Opinion
CAF 05-00893.
April 28, 2006.
Appeal from an order of the Family Court, Wyoming County (Michael F. Griffith, J.), entered October 19, 2004 in an adoption proceeding. The order dispensed with the consent of respondent to the adoption of her biological daughter.
NORMAN P. EFFMAN, PUBLIC DEFENDER, ATTICA (EDWARD L. CHASSIN OF COUNSEL), FOR RESPONDENT-APPELLANT.
REYNOLDS HENEHAN, AVON (J. THOMAS REYNOLDS OF COUNSEL), FOR PETITIONER-RESPONDENT.
Before: Hurlbutt, J.P., Scudder, Smith and Pine, JJ.
It is hereby ordered that the order so appealed from be and the same hereby is unanimously affirmed without costs.
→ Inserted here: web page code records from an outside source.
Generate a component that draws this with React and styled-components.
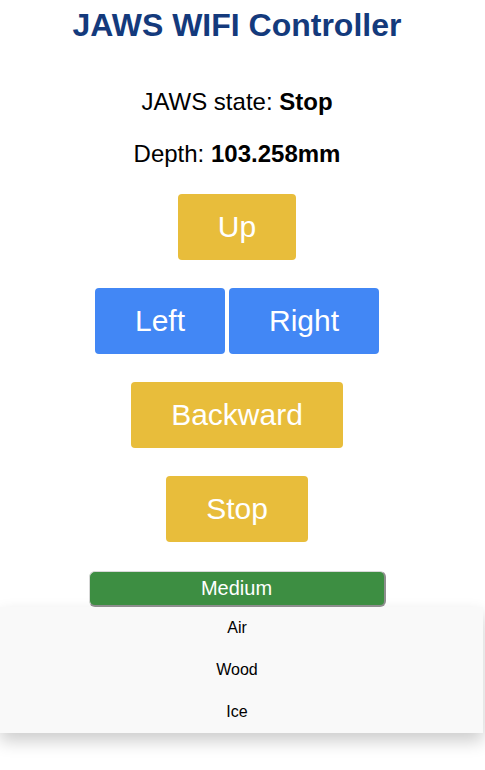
import React from "react";
import styled, { createGlobalStyle } from "styled-components";

const GlobalStyle = createGlobalStyle`
  html, body {
    margin: 0;
    padding: 0;
    background: #ffffff;
  }
  body {
    font-family: "Liberation Sans", Arial, sans-serif;
    color: #000;
  }
`;

const Page = styled.main`
  display: flex;
  flex-direction: column;
  align-items: center;
  text-align: center;
  width: 474px;
  padding-top: 7px;
  min-height: 770px;
  box-sizing: border-box;
`;

const Title = styled.h1`
  margin: 0;
  font-size: 32px;
  line-height: 37px;
  font-weight: 700;
  color: #143a7c;
`;

const InfoBlock = styled.section`
  display: flex;
  flex-direction: column;
  gap: 24px;
  margin-top: 44px;
`;

const InfoLine = styled.p`
  margin: 0;
  font-size: 24px;
  line-height: 28px;
`;

const Controls = styled.section`
  display: flex;
  flex-direction: column;
  align-items: center;
  gap: 28px;
  margin-top: 26px;
`;

const Row = styled.div`
  display: flex;
  gap: 4px;
`;

const ControlButton = styled.button`
  font-family: "Liberation Sans", Arial, sans-serif;
  font-size: 30px;
  line-height: 34px;
  padding: 16px 40px;
  border: none;
  border-radius: 4px;
  color: #ffffff;
  background: ${(p) => (p.$tone === "blue" ? "#4287f5" : "#e8bd3b")};
  cursor: pointer;
`;

const DropdownArea = styled.div`
  position: relative;
  align-self: stretch;
  display: flex;
  justify-content: center;
  margin-top: 29px;
`;

const DropButton = styled.button`
  position: relative;
  z-index: 2;
  width: 297px;
  height: 36px;
  box-sizing: border-box;
  font-family: "Liberation Sans", Arial, sans-serif;
  font-size: 20px;
  line-height: 23px;
  padding: 0;
  color: #ffffff;
  background: #3d8e42;
  border: 1px solid #d8d8d8;
  border-right: 2px solid #8e8e8e;
  border-bottom: 2px solid #8e8e8e;
  border-radius: 6px;
`;

const DropdownMenu = styled.div`
  position: absolute;
  top: 100%;
  left: 0;
  right: -9px;
  z-index: 1;
  background: #f9f9f9;
  box-shadow: 0 8px 16px 0 rgba(0, 0, 0, 0.2);
  display: flex;
  flex-direction: column;
`;

const MenuItem = styled.a`
  display: block;
  padding: 12px 25px 12px 16px;
  font-size: 16px;
  line-height: 18px;
  color: #000;
  text-decoration: none;
  text-align: center;
`;

export default function App() {
  return (
    <>
      <GlobalStyle />
      <Page>
        <Title>JAWS WIFI Controller</Title>
        <InfoBlock>
          <InfoLine>
            JAWS state: <b>Stop</b>
          </InfoLine>
          <InfoLine>
            Depth: <b>103.258mm</b>
          </InfoLine>
        </InfoBlock>
        <Controls>
          <ControlButton>Up</ControlButton>
          <Row>
            <ControlButton $tone="blue">Left</ControlButton>
            <ControlButton $tone="blue">Right</ControlButton>
          </Row>
          <ControlButton>Backward</ControlButton>
          <ControlButton>Stop</ControlButton>
        </Controls>
        <DropdownArea>
          <DropButton>Medium</DropButton>
          <DropdownMenu>
            <MenuItem>Air</MenuItem>
            <MenuItem>Wood</MenuItem>
            <MenuItem>Ice</MenuItem>
          </DropdownMenu>
        </DropdownArea>
      </Page>
    </>
  );
}
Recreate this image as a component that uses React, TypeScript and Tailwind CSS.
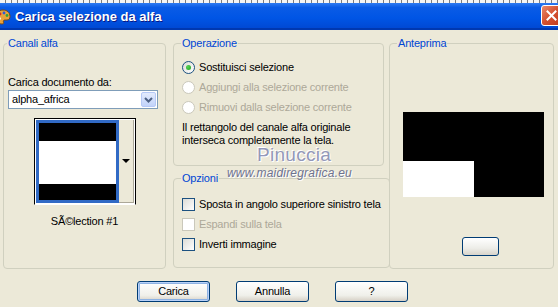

Memorandum: In appeal No. 1, respondent appeals from an order dispensing with her consent to the adoption of her biological daughter, Kaitlin. In appeal No. 2, respondent appeals from an order granting the adoption petition pursuant to which petitioner sought to adopt Kaitlin, her stepdaughter. Contrary to the contention of respondent, Family Court properly determined that she had abandoned Kaitlin within the meaning of Domestic Relations Law § 111 (2) (a). Thus, we conclude with respect to the order in appeal No. 1 that the court properly dispensed with respondent's consent to the adoption of Kaitlin. The record establishes that respondent failed for a period of six months to maintain contact with the child, although able to do so, thereby evincing an intent to forego her parental rights and obligations with respect to Kaitlin ( see id.; Matter of Jenny-Beth L. v. Bryan C.W., 23 AD3d 1069). Indeed, the record establishes that respondent did not visit Kaitlin during the period from December 2001 through the filing of the petition in 2004 and she had no contact with Kaitlin after December 2002, nor did she have any contact with Kaitlin's father or petitioner concerning Kaitlin after December 2002. The court rejected the testimony of respondent that petitioner and Kaitlin's father thwarted her efforts to contact the child, and we perceive no basis on the record before us for disturbing the court's credibility determination ( see Matter of Shaolin G., 277 AD2d 312, lv denied 96 NY2d 710; Matter of Ashton, 254 AD2d 773, lv denied 92 NY2d 817). We further conclude with respect to the order in appeal No. 2 that the court properly granted the adoption petition ( see generally Matter of Julia P., 306 AD2d 937).